Downing Street said the Prime Minister spoke with Dutch Prime Minister Dick Schoof on 7 December 2025 amid intensified Russian strikes on Kyiv. Both leaders agreed that sustained international support for Ukraine’s defence remains necessary.
The UK Prime Minister briefed Mr Schoof on a No 10 meeting scheduled for Monday 8 December 2025 with French President Emmanuel Macron, German Chancellor Friedrich Merz and Ukrainian President Volodymyr Zelenskyy. The readout states the discussion will centre on ongoing peace negotiations and next steps.
The leaders reiterated that Ukraine’s security is vital to Europe’s security. The statement also referenced continued international cooperation, including action through a ‘Coalition of the Willing’, and confirmed the two prime ministers would remain in close contact.
Policy Wire analysis: The invocation of a Coalition of the Willing indicates preference for agile, ad‑hoc coordination alongside NATO and EU frameworks. UK officials often use this construction to signal that delivery‑focused groupings may move faster than consensus‑bound institutions.

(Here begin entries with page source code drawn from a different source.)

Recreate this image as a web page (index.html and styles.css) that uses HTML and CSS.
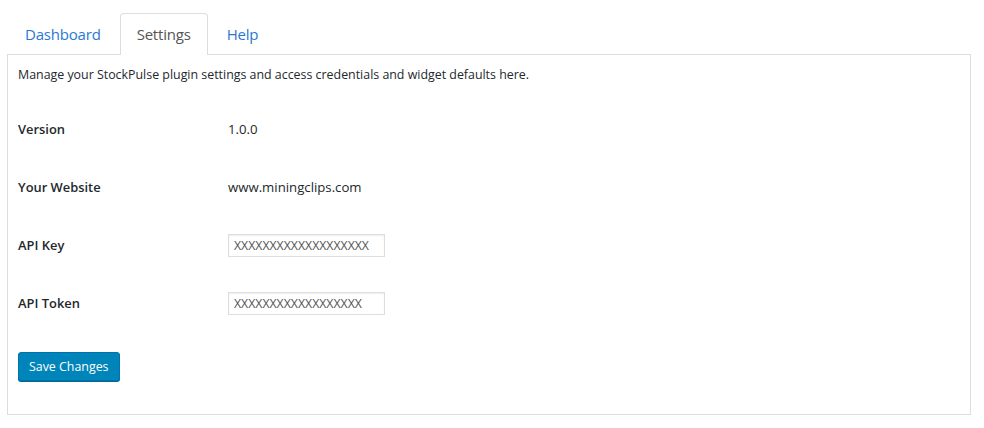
FILE: index.html
```html
<!DOCTYPE html>
<html>
<head>
<meta charset="utf-8">
<link rel="stylesheet" href="styles.css">
</head>
<body>
<div class="wrap">
  <ul class="tabs">
    <li class="tab"><a href="#">Dashboard</a></li>
    <li class="tab active"><a href="#">Settings</a></li>
    <li class="tab"><a href="#">Help</a></li>
  </ul>
  <div class="panel">
    <p class="intro">Manage your StockPulse plugin settings and access credentials and widget defaults here.</p>
    <div class="rows">
      <div class="row"><div class="label">Version</div><div class="value">1.0.0</div></div>
      <div class="row"><div class="label">Your Website</div><div class="value">www.miningclips.com</div></div>
      <div class="row"><div class="label">API Key</div><div class="value"><input class="field" type="text" value="XXXXXXXXXXXXXXXXXXX"></div></div>
      <div class="row"><div class="label">API Token</div><div class="value"><input class="field" type="text" value="XXXXXXXXXXXXXXXXXX"></div></div>
    </div>
    <button class="btn" type="button">Save Changes</button>
  </div>
</div>
</body>
</html>
```
FILE: styles.css
```css
html, body {
  margin: 0;
  padding: 0;
  background: #fff;
}
body {
  font-family: "Open Sans", "Noto Sans", sans-serif;
  color: #23282d;
  font-size: 13px;
}
.wrap {
  padding: 13px 13px 0 7px;
}
.tabs {
  list-style: none;
  margin: 0;
  padding: 0;
  display: flex;
  margin-bottom: -1px;
  position: relative;
  z-index: 1;
}
.tab {
  margin-right: 2px;
}
.tab:first-child {
  margin-left: 1px;
}
.tab a {
  display: block;
  padding: 10px 16px;
  line-height: 20px;
  font-size: 15px;
  color: #2a78d4;
  text-decoration: none;
  border: 1px solid transparent;
  border-bottom: 0;
  border-radius: 4px 4px 0 0;
  letter-spacing: -0.2px;
}
.tab.active a {
  color: #555;
  background: #fff;
  border-color: #ddd;
  padding-bottom: 11px;
}
.panel {
  border: 1px solid #ddd;
  padding: 0 10px;
  box-sizing: border-box;
  width: 964px;
  height: 361px;
}
.intro {
  margin: 0;
  padding-top: 11px;
  line-height: 18px;
  font-size: 12.4px;
}
.rows {
  display: flex;
  flex-direction: column;
  margin-top: 16px;
}
.row {
  display: flex;
  align-items: center;
  height: 58px;
}
.label {
  width: 210px;
  font-weight: 600;
  font-size: 12.9px;
}
.value {
  font-size: 13.2px;
}
.field {
  box-sizing: border-box;
  width: 157px;
  height: 23px;
  border: 1px solid #ddd;
  box-shadow: inset 0 1px 2px rgba(0,0,0,0.07);
  padding: 0 5px;
  font-family: "Open Sans", sans-serif;
  font-size: 12.3px;
  color: #555;
}
.btn {
  margin-top: 20px;
  background: #0085ba;
  border: 1px solid #0073aa;
  border-radius: 3px;
  box-shadow: 0 1px 0 #006799;
  color: #fff;
  font-family: "Open Sans", sans-serif;
  font-size: 12.4px;
  height: 29px;
  padding: 0 10px;
  line-height: 27px;
}
```
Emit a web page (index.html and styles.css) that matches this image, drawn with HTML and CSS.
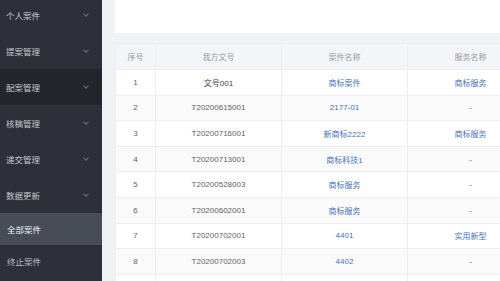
FILE: index.html
```html
<!DOCTYPE html>
<html lang="zh-CN">
<head>
    <meta charset="UTF-8">
    <title>案件管理</title>
    <link rel="stylesheet" href="styles.css">
</head>
<body>
    <div class="layout">
        <aside class="sidebar">
            <div class="menu-item first">个人案件<span class="arrow"></span></div>
            <div class="menu-item">提案管理<span class="arrow"></span></div>
            <div class="menu-item dark">配案管理<span class="arrow"></span></div>
            <div class="menu-item">核稿管理<span class="arrow"></span></div>
            <div class="menu-item">递交管理<span class="arrow"></span></div>
            <div class="menu-item">数据更新<span class="arrow"></span></div>
            <div class="sub-item active">全部案件</div>
            <div class="sub-item">终止案件</div>
        </aside>
        <main class="main">
            <div class="panel"></div>
            <div class="table-box">
                <table class="case-table">
                    <colgroup>
                        <col class="c-no">
                        <col class="c-wide">
                        <col class="c-wide">
                        <col class="c-wide">
                    </colgroup>
                    <thead>
                        <tr><th>序号</th><th>我方文号</th><th>案件名称</th><th>服务名称</th></tr>
                    </thead>
                    <tbody>
                        <tr><td>1</td><td class="dark-text">文号001</td><td class="link">商标案件</td><td class="link">商标服务</td></tr>
                        <tr><td>2</td><td>T20200615001</td><td class="link">2177-01</td><td>-</td></tr>
                        <tr><td>3</td><td>T20200716001</td><td class="link">新商标2222</td><td class="link">商标服务</td></tr>
                        <tr><td>4</td><td>T20200713001</td><td class="link">商标科技1</td><td>-</td></tr>
                        <tr><td>5</td><td>T20200528003</td><td class="link">商标服务</td><td>-</td></tr>
                        <tr><td>6</td><td>T20200602001</td><td class="link">商标服务</td><td>-</td></tr>
                        <tr><td>7</td><td>T20200702001</td><td class="link">4401</td><td class="link">实用新型</td></tr>
                        <tr><td>8</td><td>T20200702003</td><td class="link">4402</td><td>-</td></tr>
                        <tr><td></td><td></td><td></td><td></td></tr>
                    </tbody>
                </table>
            </div>
        </main>
    </div>
</body>
</html>
```
FILE: styles.css
```css
html, body { margin: 0; padding: 0; }
body { font-family: "Liberation Sans", "Noto Sans CJK SC", sans-serif; background: #f0f2f5; width: 500px; height: 281px; overflow: hidden; }
.layout { display: flex; height: 281px; }

.sidebar { width: 102px; flex-shrink: 0; background: #2d3039; display: flex; flex-direction: column; }
.menu-item { height: 36px; flex-shrink: 0; display: flex; align-items: center; justify-content: space-between; padding: 0 14px 0 6px; font-size: 8.5px; color: #c4c8cf; }
.menu-item.first { margin-top: -3px; }
.menu-item.dark { background: #23262d; }
.arrow { width: 3px; height: 3px; border-right: 1px solid #6d727c; border-bottom: 1px solid #6d727c; transform: rotate(45deg); margin-top: -2px; }
.sub-item { height: 32px; flex-shrink: 0; display: flex; align-items: center; padding-left: 7px; font-size: 8.5px; color: #b9bec6; }
.sub-item.active { background: #474c56; color: #eef0f3; }

.main { flex: 1; overflow: hidden; padding-left: 13px; display: flex; flex-direction: column; }
.panel { height: 33px; background: #fff; flex-shrink: 0; }
.table-box { margin-top: 10px; background: #fff; }
.case-table { border-collapse: collapse; table-layout: fixed; width: 418px; font-size: 8px; }
.c-no { width: 40px; }
.c-wide { width: 126px; }
.case-table th, .case-table td { border: 1px solid #ebeef3; text-align: center; padding: 0; }
.case-table th { height: 25px; background: #f3f5f9; color: #979aa1; font-weight: normal; }
.case-table td { height: 24.6px; color: #5f6268; }
.case-table tbody tr:nth-child(even) td { background: #fafafa; }
.case-table td.dark-text { color: #3c3f45; }
.case-table td.link { color: #4672b8; }
```
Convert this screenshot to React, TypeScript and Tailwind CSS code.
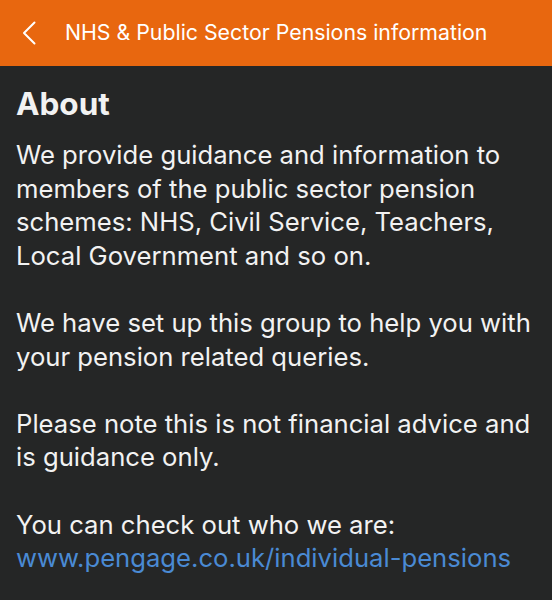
const paragraphs = [
  'We provide guidance and information to members of the public sector pension schemes: NHS, Civil Service, Teachers, Local Government and so on.',
  'We have set up this group to help you with your pension related queries.',
  'Please note this is not financial advice and is guidance only.',
];

const BackIcon = () => (
  <svg width="14" height="24" viewBox="0 0 14 24" fill="none" className="shrink-0">
    <path d="M12.5 1.5 L2 12 L12.5 22.5" stroke="white" strokeWidth="2" strokeLinecap="round" strokeLinejoin="round" />
  </svg>
);

export default function App() {
  return (
    <div className="w-[552px] h-[600px] overflow-hidden bg-[#252626] font-['Inter',sans-serif]">
      <header className="h-[66px] bg-[#e8670f] flex items-center pl-[22px] gap-[29px] text-white">
        <BackIcon />
        <h1 className="text-[21.3px]">NHS &amp; Public Sector Pensions information</h1>
      </header>
      <main className="px-4 pt-[19px] text-[#f2f2f2]">
        <h2 className="text-[31.5px] font-bold leading-[38px] mb-[15px]">About</h2>
        <div className="text-[25.65px] leading-[33.6px] flex flex-col gap-[33.6px]">
          {paragraphs.map((p) => (
            <p key={p}>{p}</p>
          ))}
          <p>
            You can check out who we are:
            <br />
            <span className="text-[#4a8ad4]">www.pengage.co.uk/individual-pensions</span>
          </p>
        </div>
      </main>
    </div>
  );
}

Policy Wire analysis: Positioning the Netherlands in a pre‑brief underlines The Hague’s role in sustaining European support to Ukraine and in linking northern and Benelux partners into UK‑French‑German initiatives. It also suggests rapid circulation of any outcomes from the 8 December session.
For policy teams, the readout points towards continuity rather than policy reversal: a focus on durable assistance, structured security assurances, and closer alignment of planning cycles between London, Paris, Berlin and The Hague. The emphasis on ‘sustained’ support implies multi‑month resourcing rather than discrete one‑off packages.
By pairing references to peace negotiations with security guarantees, the language is calibrated to discourage interpretations that diplomacy equates to pressure on Kyiv to concede. It keeps deterrence, defence assistance and talks proceeding in parallel, which has become the preferred European framing.
Attention will now turn to the outcomes of the 8 December 2025 discussions at No 10. Indicators to watch include any timetable for follow‑on meetings, references to joint delivery mechanisms under the ad‑hoc coalition format, and how the communiqué situates activity relative to NATO and the European Union.